Hey everyone, I’m having trouble wrapping my head around the concrete detail of what science fiction says about the nature of human consciousness. I am familiar with science fiction and it’s general conventions and and what the idea of human consciousness is. What I’m having trouble with is viewing the nature of consciousness through the lens of science fiction.
So far as I understand it science fiction uses consciousness almost as a subtle convention itself. The embodying idea of the state of consciousness is argued through different monsters or landscapes that enter in through either the writer’s decision or some manifest of his subconscious. This sort of thought leads me to the discussion in class on the tentacle monster from H.G. Wells TheTime Machine. I understand that it represents the sort of changing illusory nature of our subconscious and how you don’t really know what it is until it is upon you. I also remember Prof. Simpson lecturing about how consciousness is often portrayed as a great sea, that it is a divide between what we know and what we do not know. That when you would look into the water it would be pure blackness that would greet you, and a lot of thoughts regarding horror and unknowingness would come out of that.
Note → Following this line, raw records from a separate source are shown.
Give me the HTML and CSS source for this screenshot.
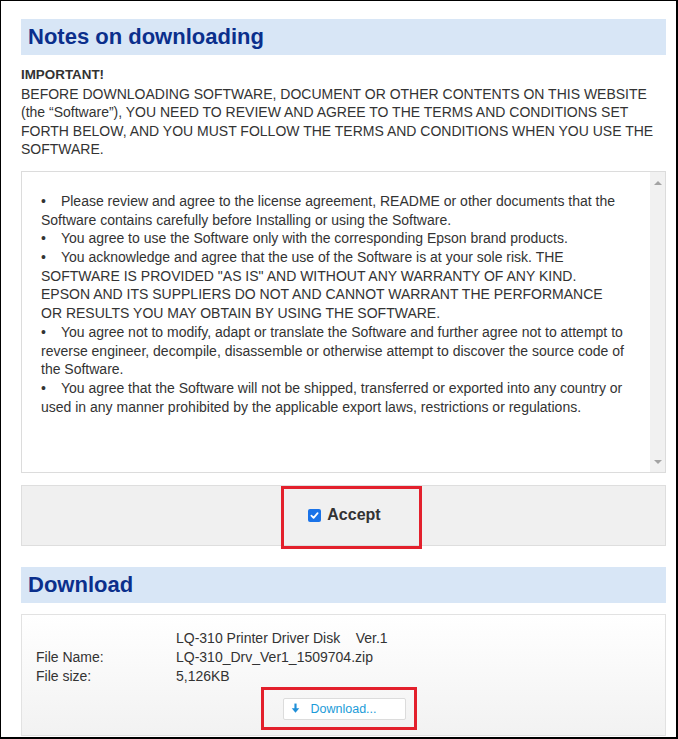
FILE: index.html
```html
<!DOCTYPE html>
<html>
<head>
<meta charset="utf-8">
<link rel="stylesheet" href="styles.css">
</head>
<body>
<div class="frame">
  <div class="page">
    <h2 class="band">Notes on downloading</h2>
    <div class="notice">
      <div class="imp">IMPORTANT!</div>
      BEFORE DOWNLOADING SOFTWARE, DOCUMENT OR OTHER CONTENTS ON THIS WEBSITE (the “Software”), YOU NEED TO REVIEW AND AGREE TO THE TERMS AND CONDITIONS SET FORTH BELOW, AND YOU MUST FOLLOW THE TERMS AND CONDITIONS WHEN YOU USE THE SOFTWARE.
    </div>
    <div class="terms">
      <div class="terms-text">
        <p>Please review and agree to the license agreement, README or other documents that the Software contains carefully before Installing or using the Software.</p>
        <p>You agree to use the Software only with the corresponding Epson brand products.</p>
        <p>You acknowledge and agree that the use of the Software is at your sole risk. THE SOFTWARE IS PROVIDED "AS IS" AND WITHOUT ANY WARRANTY OF ANY KIND. EPSON AND ITS SUPPLIERS DO NOT AND CANNOT WARRANT THE PERFORMANCE OR RESULTS YOU MAY OBTAIN BY USING THE SOFTWARE.</p>
        <p>You agree not to modify, adapt or translate the Software and further agree not to attempt to reverse engineer, decompile, disassemble or otherwise attempt to discover the source code of the Software.</p>
        <p>You agree that the Software will not be shipped, transferred or exported into any country or used in any manner prohibited by the applicable export laws, restrictions or regulations.</p>
      </div>
      <div class="sbar">
        <span class="arr up"></span>
        <span class="arr down"></span>
      </div>
    </div>
    <div class="accept">
      <label class="acc-label"><span class="cb"><svg viewBox="0 0 12 12" width="12" height="12"><path d="M2.6 6.2 L5 8.6 L9.4 3.4" fill="none" stroke="#fff" stroke-width="1.9" stroke-linecap="round" stroke-linejoin="round"/></svg></span>Accept</label>
      <div class="mark mark-accept"></div>
    </div>
    <h2 class="band band2">Download</h2>
    <div class="dlbox">
      <div class="rows">
        <div class="row"><span class="lab"></span><span class="val">LQ-310 Printer Driver Disk&nbsp;&nbsp;&nbsp;&nbsp;Ver.1</span></div>
        <div class="row"><span class="lab">File Name:</span><span class="val">LQ-310_Drv_Ver1_1509704.zip</span></div>
        <div class="row"><span class="lab">File size:</span><span class="val">5,126KB</span></div>
      </div>
      <div class="btnwrap">
        <button class="dlbtn"><svg viewBox="0 0 10 12" width="9" height="11"><path d="M5 0.5 V7" stroke="#1f8fd8" stroke-width="2.4" fill="none"/><path d="M0.8 5.6 L5 10.6 L9.2 5.6 Z" fill="#1f8fd8"/></svg><span>Download...</span></button>
        <div class="mark mark-dl"></div>
      </div>
    </div>
  </div>
</div>
</body>
</html>
```
FILE: styles.css
```css
html, body {
  margin: 0;
  padding: 0;
  background: #fff;
}
body {
  font-family: "Liberation Sans", Arial, sans-serif;
  color: #333;
}
.frame {
  box-sizing: border-box;
  width: 678px;
  height: 739px;
  border-style: solid;
  border-color: #000;
  border-width: 1px 2px 2px 1px;
  overflow: hidden;
}
.page {
  padding: 18px 10px 0 20px;
}
.band {
  margin: 0;
  height: 36px;
  line-height: 36px;
  background: #d8e6f6;
  color: #0b2f8c;
  font-size: 22px;
  font-weight: bold;
  padding-left: 7px;
}
.notice {
  margin-top: 11px;
  font-size: 14px;
  line-height: 18.6px;
  color: #333;
}
.imp {
  font-weight: bold;
  font-size: 13.4px;
}
.terms {
  margin-top: 12px;
  height: 302px;
  box-sizing: border-box;
  border: 1px solid #dcdcdc;
  display: flex;
  background: #fff;
}
.terms-text {
  flex: 1;
  padding: 20px 23px 0 19px;
  font-size: 14px;
  line-height: 18.7px;
  color: #333;
}
.terms-text p {
  margin: 0;
}
.terms-text p::before {
  content: "•";
  margin-right: 15px;
}
.sbar {
  width: 15px;
  background: #f1f1f1;
  display: flex;
  flex-direction: column;
  justify-content: space-between;
  align-items: center;
  padding: 9px 0 8px;
}
.arr {
  width: 0;
  height: 0;
  border-left: 4px solid transparent;
  border-right: 4px solid transparent;
}
.arr.up {
  border-bottom: 4px solid #a3a3a3;
}
.arr.down {
  border-top: 4px solid #a3a3a3;
}
.accept {
  position: relative;
  margin-top: 12px;
  height: 61px;
  box-sizing: border-box;
  border: 1px solid #dedede;
  background: #f0f0f0;
  display: flex;
  align-items: center;
  justify-content: center;
}
.acc-label {
  display: flex;
  align-items: center;
  font-size: 16px;
  font-weight: bold;
  color: #333;
  padding-left: 2px;
}
.cb {
  width: 13px;
  height: 13px;
  border-radius: 2px;
  background: #1a73e8;
  display: inline-flex;
  align-items: center;
  justify-content: center;
  margin-right: 6px;
}
.cb svg {
  width: 11px;
  height: 11px;
}
.mark {
  position: absolute;
  box-sizing: border-box;
  border: 3px solid #e3202c;
}
.mark-accept {
  left: 259px;
  top: 0px;
  width: 141px;
  height: 63px;
}
.band2 {
  margin-top: 21px;
}
.dlbox {
  margin-top: 11px;
  height: 122px;
  box-sizing: border-box;
  border: 1px solid #e2e2e2;
  background: linear-gradient(#ffffff, #f2f2f2);
  padding-top: 14px;
}
.rows {
  font-size: 14px;
  line-height: 19px;
  color: #333;
}
.row {
  display: flex;
}
.lab {
  width: 140px;
  padding-left: 14px;
}
.btnwrap {
  position: relative;
  display: flex;
  justify-content: center;
  margin-top: 12px;
  margin-left: 1px;
}
.dlbtn {
  width: 123px;
  height: 22px;
  box-sizing: border-box;
  border: 1px solid #dcdcdc;
  border-radius: 2px;
  background: #fff;
  display: flex;
  align-items: center;
  justify-content: flex-start;
  padding: 0 0 0 7px;
  font-family: "Liberation Sans", Arial, sans-serif;
  font-size: 12.5px;
  color: #1b9bd8;
  gap: 11px;
}
.mark-dl {
  left: 238px;
  top: -11px;
  width: 156px;
  height: 43px;
}
```
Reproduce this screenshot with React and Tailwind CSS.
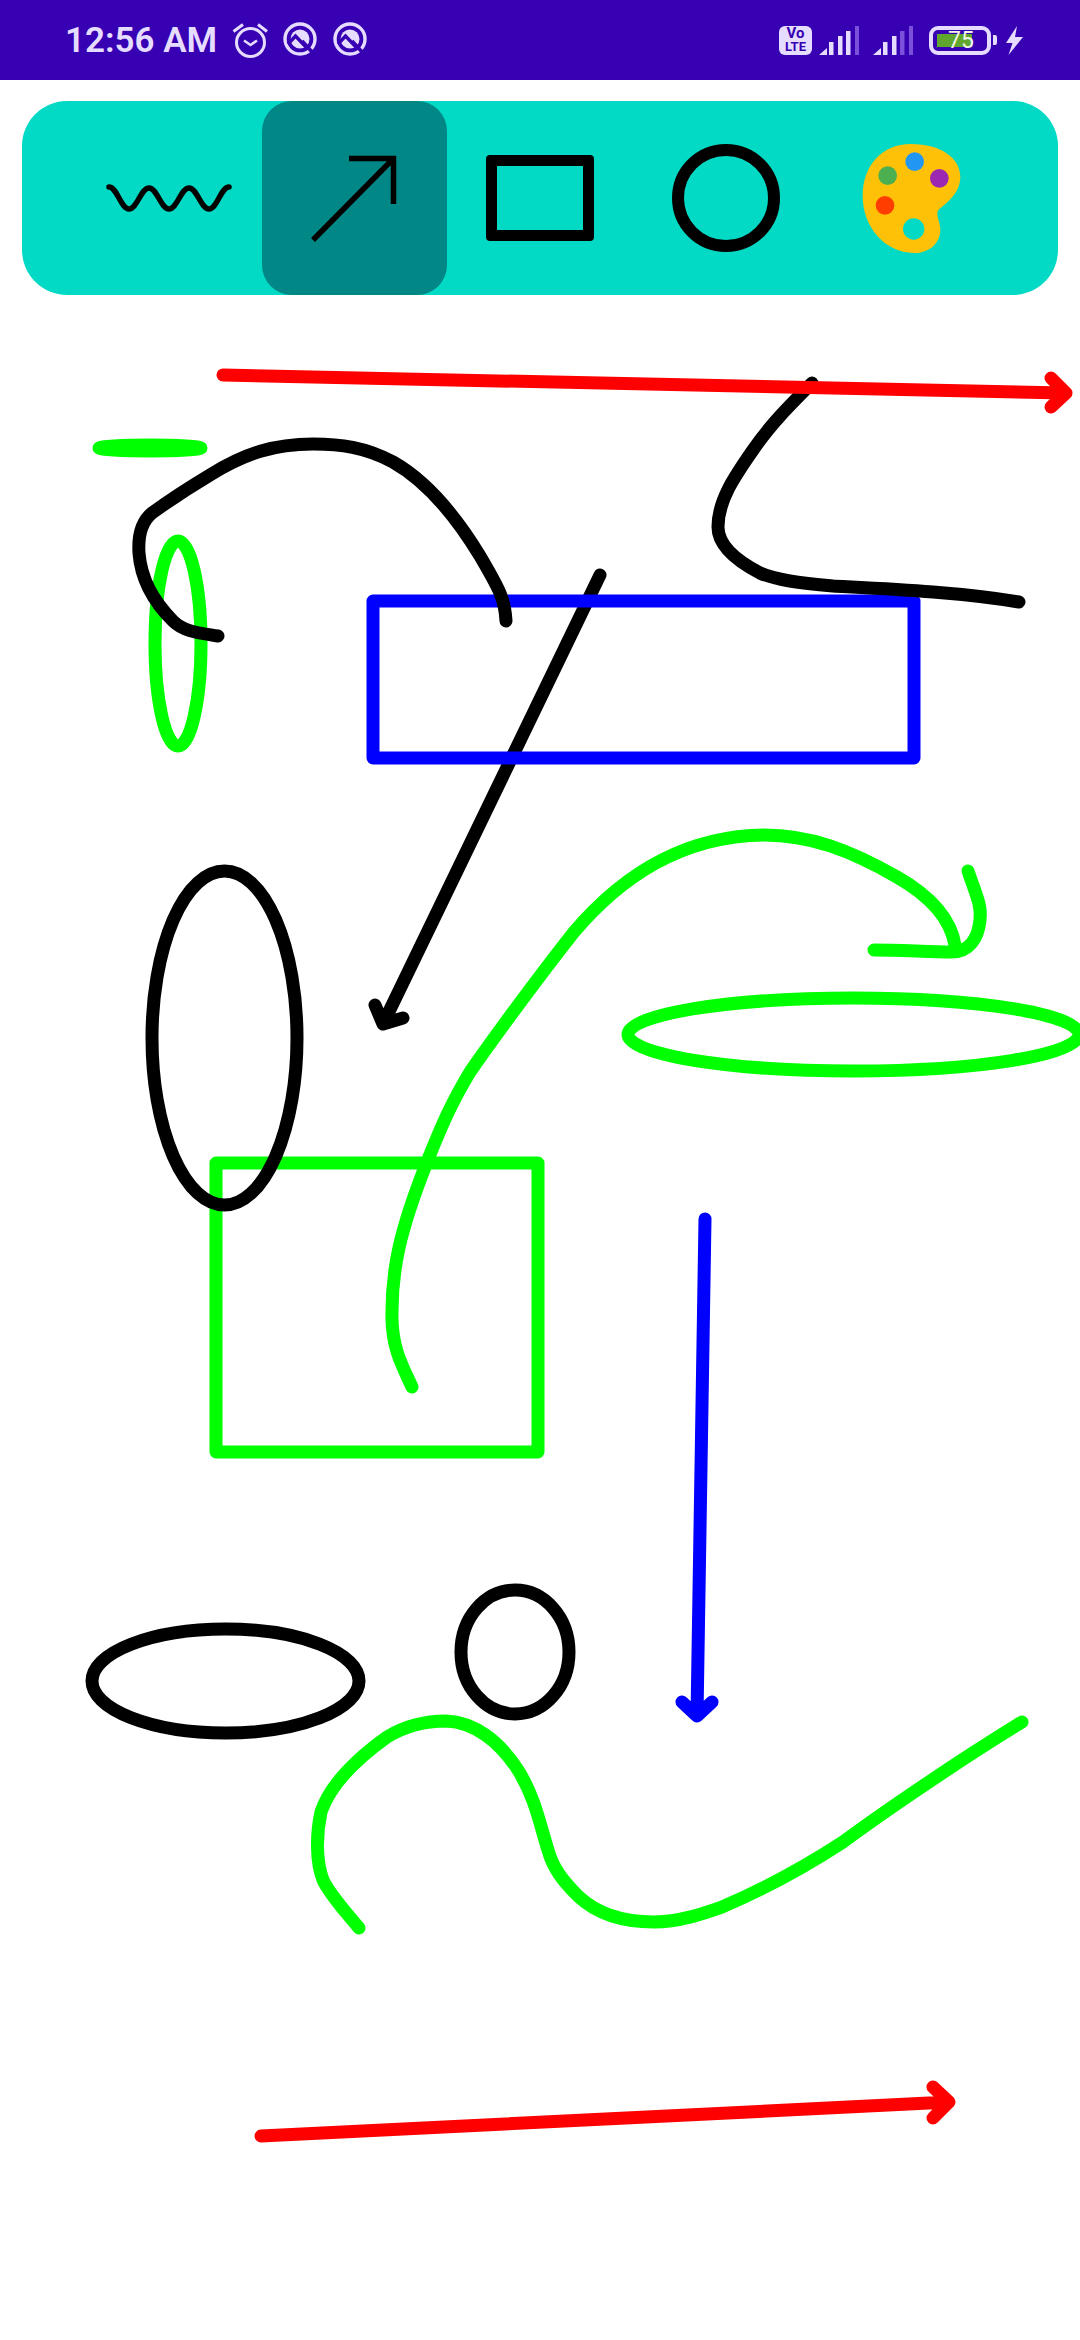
import React from 'react';

const LIGHT = '#E6DCFF';
const DIM = '#7B50DA';

// hand-drawn strokes on the canvas
const blackCurve = 'M506 621 C505 600 500 590 480 556 C455 515 425 480 393 462 C365 447 340 444 313 444 C275 444 245 453 210 475 C190 487 170 500 152 513 C141 522 138 537 139 553 C141 580 155 603 173 621 C184 632 200 633 218 636';
const blackCurveRight = 'M812 383 C790 405 770 425 753 450 C735 476 718 500 718 527 C718 545 735 560 760 573 C775 580 800 583 833 586 C890 589 960 592 1019 602';
const greenLong = 'M412 1387 C402 1365 393 1350 392 1320 C391 1270 400 1230 427 1162 C443 1122 452 1102 470 1072 C492 1040 540 975 574 932 C620 878 680 836 764 835 C810 835 850 850 897 877 C925 893 950 915 955 945';
const greenHook = 'M968 871 C975 892 982 905 980 920 C978 940 968 952 952 952 C930 952 900 950 874 950';
const greenBottom = 'M359 1928 C345 1911 330 1895 323 1880 C316 1862 316 1835 321 1812 C330 1785 355 1760 387 1737 C405 1726 425 1721 446 1721 C475 1722 500 1742 518 1770 C535 1797 540 1825 548 1850 C553 1868 562 1880 578 1896 C597 1914 622 1922 654 1922 C680 1922 705 1913 722 1907 C755 1893 800 1870 843 1842 C885 1811 960 1760 1022 1722';

const AlarmIcon = () => (
    <svg width="36" height="36" viewBox="0 0 36 36" fill="none" stroke={LIGHT} strokeWidth="3">
        <circle cx="18.5" cy="20.5" r="14" />
        <path d="M1.5 9.5 L11 2.5 M26 2.5 L35 9.5" />
        <path d="M12 18.5 L18.5 23 L25 18.5" strokeWidth="2.6" />
    </svg>
);

const RingIcon = () => (
    <svg width="36" height="36" viewBox="0 0 36 36" fill="none">
        <circle cx="18" cy="17" r="15" stroke={LIGHT} strokeWidth="3.4" />
        <circle cx="18" cy="17" r="9.5" fill={LIGHT} />
        <path d="M6 22 L13.5 14 L24 25" stroke="#3700B3" strokeWidth="3.4" />
        <path d="M20 19 L31 31" stroke="#3700B3" strokeWidth="3.6" />
    </svg>
);

const SignalIcon = ({ dimFrom }) => {
    const bars = [[10, 13], [19, 19], [27, 24], [36, 29]];
    return (
        <svg width="40" height="29" viewBox="0 0 40 29">
            <path d="M0 29 L8 22 L8 29 Z" fill={LIGHT} />
            {bars.map(([x, h], i) => (
                <rect key={x} x={x} y={29 - h} width="4.5" height={h} fill={i >= dimFrom ? DIM : LIGHT} />
            ))}
        </svg>
    );
};

const Battery = () => (
    <div className="flex items-center gap-[2px]">
        <div className="relative w-[62px] h-[29px] rounded-[9px] border-[4px] border-[#E6DCFF]">
            <div className="absolute left-[4px] top-[4px] w-[35px] h-[13px] bg-[#5FA52E]"></div>
            <span className="absolute left-[15px] top-[-1px] text-[23px] leading-[23px] text-[#F0F6E8] font-['Roboto',sans-serif]">75</span>
        </div>
        <div className="w-[4px] h-[10px] rounded-r-[2px] bg-[#E6DCFF]"></div>
    </div>
);

const StatusBar = () => (
    <div className="h-[80px] bg-[#3700B3] flex items-center justify-between pl-[65px] pr-[57px]">
        <div className="flex items-center">
            <span className="text-[35px] leading-none font-semibold text-[#E6DCFF] mr-[15px] font-['Roboto',sans-serif]">12:56 AM</span>
            <div className="flex items-center gap-[14px]">
                <AlarmIcon />
                <RingIcon />
                <RingIcon />
            </div>
        </div>
        <div className="flex items-center">
            <div className="w-[33px] h-[29px] rounded-[6px] bg-[#E6DCFF] flex flex-col items-center justify-center text-[#3700B3] font-bold font-['Roboto',sans-serif]">
                <span className="text-[15px] leading-[13px]">Vo</span>
                <span className="text-[13px] leading-[13px]">LTE</span>
            </div>
            <div className="ml-[7px]"><SignalIcon dimFrom={3} /></div>
            <div className="ml-[14px]"><SignalIcon dimFrom={2} /></div>
            <div className="ml-[16px]"><Battery /></div>
            <svg className="ml-[8px]" width="18" height="29" viewBox="0 0 18 29">
                <path d="M12 0 L1 17 L7.5 17 L3.5 29 L18 11 L10 11 Z" fill={LIGHT} />
            </svg>
        </div>
    </div>
);

const Palette = () => (
    <svg width="100" height="111" viewBox="720 160 300 333">
        <path d="M870 163 C960 163 1018 205 1018 262 C1018 305 985 335 955 358 C940 370 958 395 958 420 C958 460 925 490 880 490 C790 490 725 410 725 320 C725 225 785 163 870 163 Z" fill="#FFC107" />
        <circle cx="881" cy="216" r="28" fill="#2196F3" />
        <circle cx="800" cy="258" r="28" fill="#4CAF50" />
        <circle cx="955" cy="266" r="28" fill="#9C27B0" />
        <circle cx="792" cy="347" r="28" fill="#FF3D00" />
        <circle cx="878" cy="418" r="32" fill="#03DAC5" />
    </svg>
);

const Toolbar = () => (
    <div className="mx-[22px] mt-[21px] h-[194px] rounded-[45px] bg-[#03DAC5] flex justify-center">
        <div className="w-[185.5px] flex items-center justify-center">
            <svg width="126" height="32" viewBox="0 0 126 32" fill="none" stroke="#000" strokeWidth="5.5" strokeLinecap="round">
                <path d="M3 5 C11 5 15 27 23 27 C31 27 35 6 43 6 C51 6 55 27 63 27 C71 27 75 6 83 6 C91 6 95 27 103 27 C111 27 115 5 123 5" />
            </svg>
        </div>
        <div className="w-[185.5px] flex items-center justify-center rounded-[30px] bg-[#018786]">
            <svg width="90" height="90" viewBox="0 0 90 90" fill="none" stroke="#000" strokeWidth="5.5">
                <path d="M3 87 L83 6" />
                <path d="M39 5.5 L86 5.5 M83.5 3 L83.5 51" />
            </svg>
        </div>
        <div className="w-[185.5px] flex items-center justify-center">
            <div className="w-[108px] h-[86px] rounded-[4px] border-[11px] border-black"></div>
        </div>
        <div className="w-[185.5px] flex items-center justify-center">
            <div className="w-[108px] h-[108px] rounded-full border-[12px] border-black"></div>
        </div>
        <div className="w-[185.5px] flex items-center justify-center">
            <Palette />
        </div>
    </div>
);

const Canvas = () => (
    <svg className="block" width="1080" height="2030" viewBox="0 310 1080 2030" fill="none" strokeWidth="13" strokeLinecap="round" strokeLinejoin="round">
        <ellipse cx="150" cy="448" rx="51" ry="3" stroke="#00FF00" />
        <ellipse cx="178" cy="643.5" rx="23" ry="102.5" stroke="#00FF00" />

        <path d="M600 575 L383 1024 M375 1005 L383 1024 L403 1018" stroke="#000" />
        <rect x="373" y="601" width="541" height="157" stroke="#0000FF" />
        <path d={blackCurve} stroke="#000" />
        <path d={blackCurveRight} stroke="#000" />
        <path d="M223 375 L1066 393 M1051 378 L1066 393 L1051 407" stroke="#FF0000" />

        <rect x="216" y="1163" width="322" height="289" stroke="#00FF00" />
        <ellipse cx="224.5" cy="1038" rx="72.5" ry="167" stroke="#000" />
        <path d={greenLong} stroke="#00FF00" />
        <path d={greenHook} stroke="#00FF00" />
        <ellipse cx="853.5" cy="1034.5" rx="225.5" ry="36.5" stroke="#00FF00" />

        <path d="M705 1219 L697 1716 M682 1702 L697 1716 L712 1702" stroke="#0000FF" />
        <ellipse cx="225.5" cy="1681" rx="133.5" ry="52" stroke="#000" />
        <ellipse cx="515" cy="1652" rx="54" ry="62" stroke="#000" />
        <path d={greenBottom} stroke="#00FF00" />

        <path d="M261 2136 L949 2102 M933 2087 L949 2102 L933 2118" stroke="#FF0000" />
    </svg>
);

const App = () => {
    return (
        <div className="w-[1080px] h-[2340px] bg-white overflow-hidden flex flex-col">
            <StatusBar />
            <Toolbar />
            <div className="mt-[15px]">
                <Canvas />
            </div>
        </div>
    );
};

export default App;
In regards to all of that, I can see examples of the ways consciousness is portrayed in science fiction, but what I struggle with is the purpose in which the message of consciousness is placed. For example, it is interesting the way that Wells uses the illusion monster and it pertains to the nature of consciousness, but what is he trying to say about the nature of consciousness with the monster’s existence in his story? I am trying to wrap my mind around this and any further explanation on how science fiction portrays the nature of consciousness would be greatly appreciated. So, thoughts anybody?